What is website optimization?

Everyone has a website.  Not everyone knows how important it is that the site is optimized to attract traffic and generate sales.

What is website optimization?

Definition: Website optimization is all the technical and marketing techniques used to acquire traffic, engage visitors. The intention is to convert that traffic into prospects or buyers. Optimization uses a clearly defined method and includes pre-defined goals.

Beyond this definition, it’s hard to distinguish between the many parts of website optimization.  Here is a basic three-step approach to website optimization.

1. Search engine optimization (SEO)

SEO is a digital marketing discipline that focuses on activities linked to the creation of website content based on keywords.  In the US and Europe, the vast majority of SEO focuses on Google: Yahoo.  While other competitors exist, none are as dominant as these two. 

Search Engine Optimization means your company’s ability to boost its Google (or Yahoo) ranking in a targeted, precise way with keywords.  Ranking with relevant keywords can deliver qualified visitors. Google constantly updating its algorithms.  Those algorithms assign each Web page a relevancy score.  That “score” dictates your keyword ranking.

Since 2018, SEO is based on three fundamental pillars which will enable you to boost your ranking.

Website Content

The content of your site is what drives your ranking. Google “crawls” your site’s content and parses your content to display results in its search engine.  Creating quality content and resources allows you to engage your visitors and sell your products and solutions. Content, along with design, is the most crucial aspect of your site.

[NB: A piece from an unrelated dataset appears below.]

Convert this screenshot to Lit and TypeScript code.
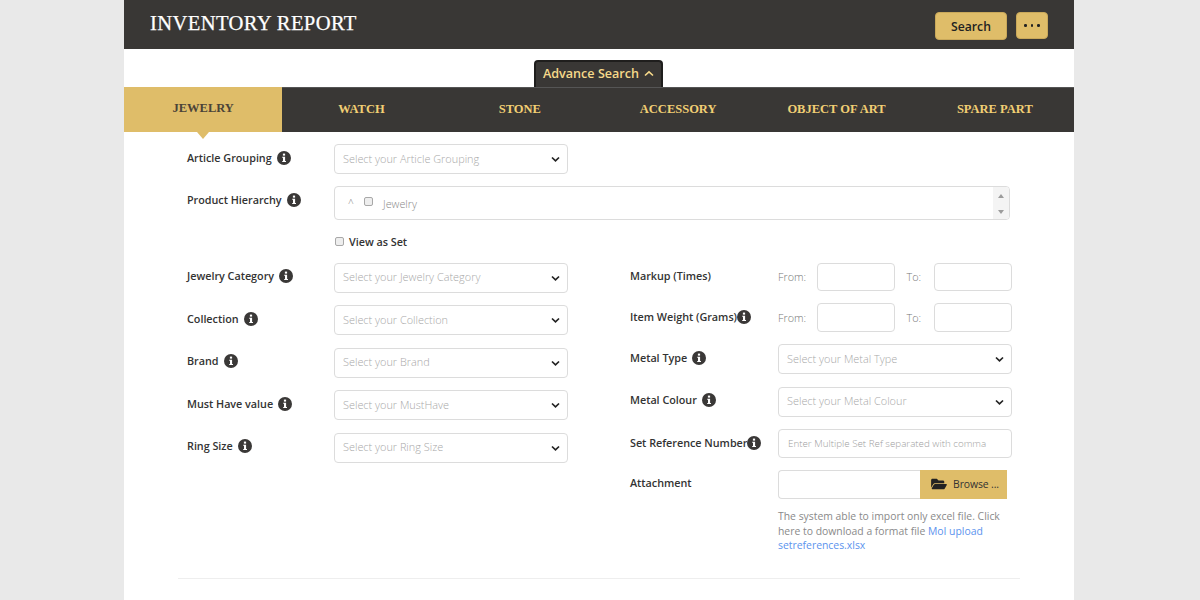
import { LitElement, html, css, svg } from 'lit';
import { customElement } from 'lit/decorators.js';

const info = html`<svg class="info" viewBox="0 0 14 14" width="14" height="14">
  <circle cx="7" cy="7" r="7" fill="#3a3837"></circle>
  <rect x="5.9" y="2.6" width="2.2" height="2" fill="#fff"></rect>
  <path d="M5.2 5.7H8.1V9.9H9V11H5.2V9.9H6V6.8H5.2Z" fill="#fff"></path>
</svg>`;

const chevron = svg`<path d="M1 1.5L4.5 4.8L8 1.5" fill="none" stroke="#222" stroke-width="1.7"></path>`;

const selectBox = (placeholder: string) => html`<div class="select">
  <span>${placeholder}</span>
  <svg viewBox="0 0 9 6" width="9" height="6">${chevron}</svg>
</div>`;

const leftRows = [
  ['Jewelry Category', 'Select your Jewelry Category'],
  ['Collection', 'Select your Collection'],
  ['Brand', 'Select your Brand'],
  ['Must Have value', 'Select your MustHave'],
  ['Ring Size', 'Select your Ring Size'],
] as const;

@customElement('app-root')
export class AppRoot extends LitElement {
  static styles = css`
    :host {
      display: block;
      min-height: 600px;
      background: #e9e9e9;
      font-family: "Open Sans", sans-serif;
      --dark: #393735;
      --gold: #dfbd69;
    }
    .page {
      width: 950px;
      height: 600px;
      margin-left: 124px;
      background: #fff;
      overflow: hidden;
    }
    .header {
      height: 49px;
      background: var(--dark);
      display: flex;
      align-items: flex-start;
      justify-content: space-between;
      padding: 0 26px;
      box-sizing: border-box;
    }
    .title {
      margin: 10px 0 0;
      font: 400 20.6px/26px "Liberation Serif", serif;
      letter-spacing: 0.38px;
      -webkit-text-stroke: 0.25px #fff;
      color: #fff;
    }
    .actions {
      display: flex;
      gap: 9px;
      margin-top: 12px;
    }
    .btn {
      background: var(--gold);
      border: 1px solid #c9a85a;
      border-radius: 4px;
      box-sizing: border-box;
      color: #222;
      font-size: 12.2px;
      font-weight: 600;
      display: flex;
      align-items: center;
      justify-content: center;
    }
    .btn.search {
      width: 72px;
      height: 28px;
    }
    .btn.more {
      width: 32px;
      height: 27px;
      gap: 4px;
    }
    .btn.more i {
      width: 2.5px;
      height: 2.5px;
      border-radius: 50%;
      background: #222;
    }
    .advance-row {
      height: 38px;
      display: flex;
      justify-content: center;
      align-items: flex-end;
    }
    .advance {
      width: 129px;
      height: 27px;
      margin-right: 1px;
      padding-bottom: 2px;
      box-sizing: border-box;
      background: var(--dark);
      border: 2px solid #1f1e1d;
      border-bottom: 0;
      border-radius: 4px 4px 0 0;
      color: #f6d98a;
      font-size: 12.6px;
      font-weight: 600;
      display: flex;
      align-items: center;
      justify-content: center;
      gap: 5px;
    }
    .tabs {
      display: grid;
      grid-template-columns: repeat(6, 1fr);
      height: 45px;
      background: var(--dark);
      border-top: 1px solid #555;
      box-sizing: border-box;
    }
    .tab {
      position: relative;
      display: flex;
      align-items: center;
      justify-content: center;
      padding-bottom: 2px;
      font: 700 12.5px "Liberation Serif", serif;
      color: #f2cf74;
    }
    .tab.active {
      background: var(--gold);
      color: #4b4338;
      margin-top: -1px;
    }
    .tab.active::after {
      content: "";
      position: absolute;
      left: 50%;
      top: 100%;
      margin-left: -6px;
      border: 6px solid transparent;
      border-top: 7px solid var(--gold);
      border-bottom: 0;
    }
    .form {
      padding: 12px 0 0 63px;
    }
    .row {
      display: flex;
      align-items: flex-start;
    }
    .row.first {
      margin-bottom: 12px;
    }
    .label {
      width: 147px;
      flex: none;
      display: flex;
      align-items: center;
      gap: 5px;
      font-size: 10.8px;
      font-weight: 600;
      letter-spacing: -0.02px;
      color: #333;
      padding-top: 5.5px;
      line-height: 16px;
      white-space: nowrap;
    }
    .label.tight {
      gap: 0;
    }
    .info {
      flex: none;
    }
    .select {
      width: 234px;
      height: 30px;
      box-sizing: border-box;
      border: 1px solid #dcdcdc;
      border-radius: 4px;
      display: flex;
      align-items: center;
      justify-content: space-between;
      padding: 0 7px 2px 8px;
      font-size: 10.9px;
      font-weight: 300;
      color: #a8a8a8;
      background: #fff;
    }
    .select svg {
      margin-top: 2px;
    }
    .tree {
      width: 676px;
      height: 34px;
      box-sizing: border-box;
      border: 1px solid #dcdcdc;
      border-radius: 4px;
      display: flex;
      align-items: center;
      font-size: 10.8px;
      font-weight: 300;
      color: #888;
      overflow: hidden;
    }
    .caret {
      margin-left: 13px;
      width: 16px;
      font-size: 10px;
      color: #888;
    }
    .check {
      display: inline-block;
      width: 9px;
      height: 9px;
      flex: none;
      background: #eeeeee;
      border: 1px solid #a8a8a8;
      border-radius: 2px;
      box-sizing: border-box;
    }
    .tree .check {
      margin-top: -4px;
    }
    .tree .name {
      margin-left: 10px;
      flex: 1;
    }
    .scroll {
      width: 16px;
      align-self: stretch;
      background: #f4f4f4;
      display: flex;
      flex-direction: column;
      justify-content: space-between;
      align-items: center;
      padding: 7px 0 5px;
      box-sizing: border-box;
    }
    .scroll i {
      border: 3px solid transparent;
      border-bottom: 4px solid #9c9c9c;
      border-top: 0;
    }
    .scroll i.down {
      border-top: 4px solid #9c9c9c;
      border-bottom: 0;
    }
    .view-set {
      margin: 16px 0 0 148px;
      height: 10px;
      display: flex;
      align-items: center;
      gap: 5px;
      font-size: 10.8px;
      font-weight: 600;
      letter-spacing: -0.02px;
      color: #333;
    }
    .columns {
      display: flex;
      margin-top: 16.5px;
    }
    .col-left {
      width: 443px;
      flex: none;
      display: flex;
      flex-direction: column;
      gap: 12.5px;
    }
    .col-right {
      display: flex;
      flex-direction: column;
      gap: 12.4px;
    }
    .col-right .label {
      width: 148px;
    }
    .range {
      display: flex;
      align-items: center;
      font-size: 10.8px;
      font-weight: 300;
      color: #777;
    }
    .range .from {
      width: 38.5px;
    }
    .range .to {
      width: 39px;
      padding-left: 12px;
      box-sizing: border-box;
    }
    .box {
      width: 78px;
      height: 28.5px;
      box-sizing: border-box;
      border: 1px solid #dcdcdc;
      border-radius: 4px;
    }
    .text-input {
      width: 234px;
      height: 28.5px;
      box-sizing: border-box;
      border: 1px solid #dcdcdc;
      border-radius: 4px;
      display: flex;
      align-items: center;
      padding-left: 9px;
      font-size: 9.8px;
      font-weight: 300;
      color: #a0a0a0;
      white-space: nowrap;
    }
    .file {
      display: flex;
      height: 29px;
    }
    .file .empty {
      width: 142px;
      box-sizing: border-box;
      border: 1px solid #dcdcdc;
      border-right: 0;
      border-radius: 4px 0 0 4px;
    }
    .browse {
      width: 87px;
      background: var(--gold);
      display: flex;
      align-items: center;
      justify-content: center;
      gap: 6px;
      padding-left: 3px;
      box-sizing: border-box;
      font-size: 10.4px;
      letter-spacing: -0.1px;
      color: #333;
    }
    .help {
      width: 230px;
      margin: 10px 0 0;
      font-size: 10.4px;
      line-height: 14.7px;
      color: #8a8a8a;
    }
    .help a {
      color: #5b93ee;
    }
    .rule {
      height: 1px;
      background: #eeeeee;
      margin: 25px 0 0 -9px;
      width: 842px;
    }
  `;

  render() {
    return html`<div class="page">
      <div class="header">
        <h1 class="title">INVENTORY REPORT</h1>
        <div class="actions">
          <div class="btn search">Search</div>
          <div class="btn more"><i></i><i></i><i></i></div>
        </div>
      </div>
      <div class="advance-row">
        <div class="advance">
          Advance Search
          <svg viewBox="0 0 10 7" width="10" height="7">
            <path d="M1 5.5L5 1.8L9 5.5" fill="none" stroke="#f6d98a" stroke-width="1.6"></path>
          </svg>
        </div>
      </div>
      <div class="tabs">
        <div class="tab active">JEWELRY</div>
        <div class="tab">WATCH</div>
        <div class="tab">STONE</div>
        <div class="tab">ACCESSORY</div>
        <div class="tab">OBJECT OF ART</div>
        <div class="tab">SPARE PART</div>
      </div>
      <div class="form">
        <div class="row first">
          <div class="label">Article Grouping ${info}</div>
          ${selectBox('Select your Article Grouping')}
        </div>
        <div class="row">
          <div class="label">Product Hierarchy ${info}</div>
          <div class="tree">
            <span class="caret">^</span>
            <span class="check"></span>
            <span class="name">Jewelry</span>
            <div class="scroll"><i></i><i class="down"></i></div>
          </div>
        </div>
        <div class="view-set"><span class="check"></span>View as Set</div>
        <div class="columns">
          <div class="col-left">
            ${leftRows.map(
              ([label, placeholder]) => html`<div class="row">
                <div class="label">${label} ${info}</div>
                ${selectBox(placeholder)}
              </div>`
            )}
          </div>
          <div class="col-right">
            <div class="row">
              <div class="label">Markup (Times)</div>
              <div class="range">
                <span class="from">From:</span><span class="box"></span>
                <span class="to">To:</span><span class="box"></span>
              </div>
            </div>
            <div class="row">
              <div class="label tight">Item Weight (Grams)${info}</div>
              <div class="range">
                <span class="from">From:</span><span class="box"></span>
                <span class="to">To:</span><span class="box"></span>
              </div>
            </div>
            <div class="row">
              <div class="label">Metal Type ${info}</div>
              ${selectBox('Select your Metal Type')}
            </div>
            <div class="row">
              <div class="label">Metal Colour ${info}</div>
              ${selectBox('Select your Metal Colour')}
            </div>
            <div class="row">
              <div class="label tight">Set Reference Number${info}</div>
              <div class="text-input">Enter Multiple Set Ref separated with comma</div>
            </div>
            <div class="row">
              <div class="label">Attachment</div>
              <div>
                <div class="file">
                  <div class="empty"></div>
                  <div class="browse">
                    <svg viewBox="0 0 576 512" width="16" height="14">
                      <path fill="#222" d="M572.694 292.093L500.27 416.248A63.997 63.997 0 0 1 444.989 448H45.025c-18.523 0-30.064-20.093-20.731-36.093l72.424-124.155A64 64 0 0 1 152 256h399.964c18.523 0 30.064 20.093 20.73 36.093zM152 224h328v-48c0-26.51-21.49-48-48-48H272l-64-64H48C21.49 64 0 85.49 0 112v278.046l69.077-118.418C86.214 242.25 117.989 224 152 224z"></path>
                    </svg>
                    Browse ...
                  </div>
                </div>
                <p class="help">
                  The system able to import only excel file. Click here to download a format file
                  <a>MoI upload setreferences.xlsx</a>
                </p>
              </div>
            </div>
          </div>
        </div>
        <div class="rule"></div>
      </div>
    </div>`;
  }
}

The content of your site can come in various forms (written, visual and video) and will contain keywords you want to use to drive your ranking.  Quality content is more likely to get shared. Google interprets sharing as a positive sign.

On-page optimization

In SEO, on-page optimization covers all the technical aspects needed to rank in Google.

Getting down to basics:

      • Your tags must be consistent and must contain your targeted keywords.
      • Your site must load quickly.
      • Your site must be responsive.
      • Your site must be HTTP Secure (HTTPS).
      • Your site architecture must be consistent and organized.


This is becoming less true but links fuel SEO. In quite an intuitive way, Google takes it as a positive sign when several sites linked to your business point to yours using an external link.  When you share content or your users share your site, you make it more likely that a site will share information or talk about you.

2. Optimizing technical performance

Technical performance is the driver of your website.  This drives the website visitor experience.  Technical performance is a crucial aspect of website optimization. Technical optimization also determines performance factors, which influence your site’s Google ranking. 

Three technical areas to focus on:

Optimizing site speed

Site speed is one of the most critical performance indicators of all. It’s estimated that you risk losing traffic when a site takes over 2.5-3 seconds to load and that the abandon rate shoots up after 5 seconds. Site speed can slow for any number of reasons. Below are a few tools that will give you a quick appraisal of the situation:

      • PageSpeed (from Google)
      • Pingdom Website Speed Test

By boosting speed, you cut abandons caused by slow loading and also help to improve your SEO.

Display on mobiles and tablets

In 2018, 52% of global traffic was generated on mobiles. For some sectors (including shopping), the proportion of mobile traffic can be higher still, rising to 70-80% for some sites. Given this high rate of mobile web browsing, it’s imperative that your website is optimized (or “responsive”) for display on mobiles and tablets.

Make sure your site is responsive by building your page so that the content displayed adapts to the size of the visitor’s display window.

Page errors and hosting performance

Loading errors: we’ve all experienced them. They take the form of an HTTP protocol starting 4XX or 5XX. The most common are:

      • 404 (not found)
      • 403 (forbidden)
      • 401 (unauthorized)
      • 400 (bad request)
      • 500 (internal server error)

The problem with page errors is that visitors who encounter them, they often signal the end of their visit. Using a crawler, you can identify the page errors on your site so that you can redirect visitors to useful resources. Google search console helps to identify errors. 

3. Optimizing conversion and user experience

Optimizing conversion rates covers everything you do to give visitors to your site a better browsing and interaction experience. This is a crucial aspect of any eCommerce site. If you improve the user experience, you will also improve your site’s conversion rate.  As well as improving your conversion rate, a good user experience (UX) will also increase customer loyalty.

To improve your UX, you should start by identifying problems by analyzing your data. Tools like Google Analytics will help you gain crucial insights into:

      • User type (age, location, sex, etc.)
      • Bounce rate
      • Conversion rate
      • Abandonment rate

When seeking to optimize a site, people will often focus on a single type of optimization (SEO or UX, for example).  By itself, that approach will not help you to boost your traffic.

In digital marketing, these 3 types of optimization (SEO, technical and UX) work hand in hand.   there’s no use acquiring traffic if it is not qualified and if your site cannot convert it. A technically optimized site will be of little use if it doesn’t attract qualified traffic.